Les sénateurs en ont remis une petite couche mercredi en commission avec une proposition de loi visant à “protéger la langue française des dérives de l’écriture dite inclusive”. L’occasion de rappeler la position de Causette sur le sujet qui l’a mise en place il y a déjà six ans.

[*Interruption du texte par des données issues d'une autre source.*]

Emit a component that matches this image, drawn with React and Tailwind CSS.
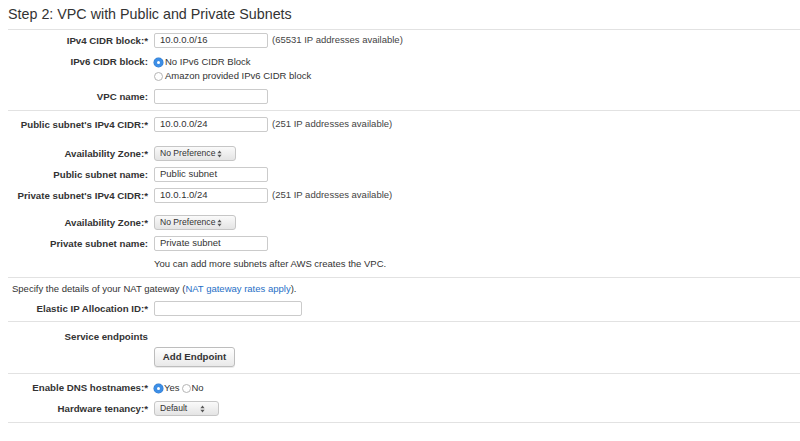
import clsx from "clsx";

function Field({ value = "", w = "w-[114px]", h = "h-[15px]" }) {
  return (
    <div
      className={clsx(
        "flex items-center whitespace-nowrap rounded-[2px] border border-[#cbcbcb] bg-white pl-[5px] text-[9.5px] text-[#333]",
        w,
        h,
      )}
    >
      {value}
    </div>
  );
}

function Arrows() {
  return (
    <svg width="5" height="8" viewBox="0 0 5 8" className="shrink-0">
      <path d="M2.5 0.5 L4.6 3.2 H0.4 Z" fill="#555" />
      <path d="M2.5 7.5 L4.6 4.8 H0.4 Z" fill="#555" />
    </svg>
  );
}

function Select({ value, w }) {
  return (
    <div
      className={clsx(
        "flex h-[15px] items-center justify-between whitespace-nowrap rounded-[3px] border border-[#c6c6c6] bg-gradient-to-b from-[#fafafa] to-[#e4e4e4] pl-[5px] pr-[13px] text-[8.6px] text-[#333]",
        w,
      )}
    >
      <span>{value}</span>
      <Arrows />
    </div>
  );
}

function Radio({ checked }) {
  return checked ? (
    <span className="flex h-[9px] w-[9px] shrink-0 items-center justify-center rounded-full bg-[#3d8ee6] ring-[0.5px] ring-[#2f78c8]">
      <span className="h-[3px] w-[3px] rounded-full bg-white" />
    </span>
  ) : (
    <span className="h-[9px] w-[9px] shrink-0 rounded-full border border-[#b5b5b5] bg-white" />
  );
}

function Row({ label, children, className, top }) {
  return (
    <div className={clsx("flex", top ? "items-start" : "items-center", className)}>
      <div className="w-[140px] shrink-0 whitespace-nowrap text-right text-[9.7px] font-bold leading-[14px] text-[#333]">
        {label}
      </div>
      <div className="ml-[6px] flex items-center">{children}</div>
    </div>
  );
}

function Note({ children }) {
  return <span className="ml-[4px] whitespace-nowrap text-[9.5px] text-[#444]">{children}</span>;
}

export default function App() {
  return (
    <div className="min-h-[441px] w-[800px] bg-white pl-[8px] font-['Liberation_Sans',Arial,sans-serif] text-[#333]">
      <div className="flex h-[29px] items-center text-[14.3px] text-[#333]">
        Step 2: VPC with Public and Private Subnets
      </div>

      <section className="border-t border-[#e2e2e2] pt-[3px] pb-[6px]">
        <Row label="IPv4 CIDR block:*">
          <Field value="10.0.0.0/16" />
          <Note>(65531 IP addresses available)</Note>
        </Row>
        <Row label="IPv6 CIDR block:" top className="mt-[7px]">
          <div className="flex flex-col text-[9.5px] leading-[14px]">
            <div className="flex items-center gap-[2px]">
              <Radio checked />
              No IPv6 CIDR Block
            </div>
            <div className="flex items-center gap-[2px]">
              <Radio />
              Amazon provided IPv6 CIDR block
            </div>
          </div>
        </Row>
        <Row label="VPC name:" className="mt-[6px]">
          <Field />
        </Row>
      </section>

      <section className="border-t border-[#e2e2e2] pt-[6px] pb-[6px]">
        <Row label="Public subnet's IPv4 CIDR:*">
          <Field value="10.0.0.0/24" />
          <Note>(251 IP addresses available)</Note>
        </Row>
        <Row label="Availability Zone:*" className="mt-[14px]">
          <Select value="No Preference" w="w-[82px]" />
        </Row>
        <Row label="Public subnet name:" className="mt-[6px]">
          <Field value="Public subnet" />
        </Row>
        <Row label="Private subnet's IPv4 CIDR:*" className="mt-[6px]">
          <Field value="10.0.1.0/24" />
          <Note>(251 IP addresses available)</Note>
        </Row>
        <Row label="Availability Zone:*" className="mt-[12px]">
          <Select value="No Preference" w="w-[82px]" />
        </Row>
        <Row label="Private subnet name:" className="mt-[6px]">
          <Field value="Private subnet" />
        </Row>
        <div className="mt-[6px] pl-[146px] text-[9.5px] leading-[14px] text-[#333]">
          You can add more subnets after AWS creates the VPC.
        </div>
      </section>

      <section className="border-t border-[#e2e2e2] pt-[4px] pb-[5px]">
        <div className="pl-[4px] text-[9.5px] leading-[14px] text-[#333]">
          Specify the details of your NAT gateway (
          <span className="text-[#1f6fc6]">NAT gateway rates apply</span>).
        </div>
        <Row label="Elastic IP Allocation ID:*" className="mt-[5px]">
          <Field w="w-[148px]" />
        </Row>
      </section>

      <section className="border-t border-[#e2e2e2] pt-[8px] pb-[6px]">
        <Row label="Service endpoints" />
        <div className="mt-[3px] flex pl-[146px]">
          <button className="flex h-[20px] w-[81px] items-center justify-center rounded-[3px] border border-[#bdbdbd] bg-gradient-to-b from-[#ffffff] to-[#e9e9e9] text-[9.7px] font-bold text-[#333] shadow-[0_1px_0_rgba(0,0,0,0.08)]">
            Add Endpoint
          </button>
        </div>
      </section>

      <section className="border-t border-[#e2e2e2] pt-[7px] pb-[6px]">
        <Row label="Enable DNS hostnames:*">
          <div className="flex items-center text-[9.5px] leading-[14px]">
            <div className="flex items-center gap-[1px]">
              <Radio checked />
              Yes
            </div>
            <div className="ml-[2px] flex items-center gap-[1px]">
              <Radio />
              No
            </div>
          </div>
        </Row>
        <Row label="Hardware tenancy:*" className="mt-[6px]">
          <Select value="Default" w="w-[65px]" />
        </Row>
      </section>
      <div className="border-t border-[#e2e2e2]" />
    </div>
  );
}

Ahhhhh… le serpent de mer de l’écriture inclusive ! Ce qui est bien avec elle, c’est qu’on n’a jamais fini de s’écharper sur le sujet. Alors puisque les sénateurs en ont remis une petite couche mercredi en commission avec une proposition de loi visant à “protéger la langue française des dérives de l’écriture dite inclusive”, avant un examen lundi dans l’hémicycle qui risque de réveiller les clivages, il n’est pas inutile de vous rappeler la position de Causette sur le sujet. Reprenons depuis le début. L’écriture inclusive consiste en des conventions d’écriture et de règles grammaticales qui visent à respecter le principe d’égalité femme-homme dans la langue française. Exemples : féminisation des métiers (auteure ou autrice, pompière…), utilisation du masculin ET du féminin lorsqu’on évoque un groupe (“les citoyens et les citoyennes” ; ou les “chef·fes”, “acteur·rices”), ou encore le recours à des termes universels comme “êtres humains” au lieu de “hommes”. 
Si « la langue reflète la société et sa façon de penser le monde », comme le déclarait le HCE en 2015 en encourageant l’écriture inclusive – idée à laquelle nul·le ne pourrait s’opposer à moins d’être inculte, bas de plafond ou de mauvaise foi (ça peut s’additionner évidemment) –, pourquoi diable cette proposition d’évolution de la langue déchaîne-t-elle autant les passions ? Ce serait une insulte à votre intelligence, chères lectrices, de nous lancer ici dans une explication de texte sur les raisons qui sous-tendent ce débat parfois nauséabond. Vous savez bien de quoi il retourne avec le sexisme rampant, bla-bla-bla…

Un “péril mortel” ?!

On ne va pas vous bassiner non plus en vous balançant une liste exhaustive des éructations qui inondent la Toile, les ondes et la presse écrite sur ce sujet. Indigeste ! Allez, accordez-nous juste le petit plaisir de relever parmi les charges les plus lues/entendues sur le sujet à commencer par celle de l’Académie française, qui se dresse vent debout contre cette « aberration “inclusive” » qui représente un « péril mortel » pour l’avenir de la langue ­française. Bigre, rien que ça ! Une petite dernière pour la route : la violente diatribe du virulent et très médiatique Raphaël Enthoven, pour qui « l’écriture inclusive est une agression de la syntaxe par l’égalitarisme, un peu comme une lacération de La Joconde, mais avec un couteau issu du commerce équitable ». Balaise comme image.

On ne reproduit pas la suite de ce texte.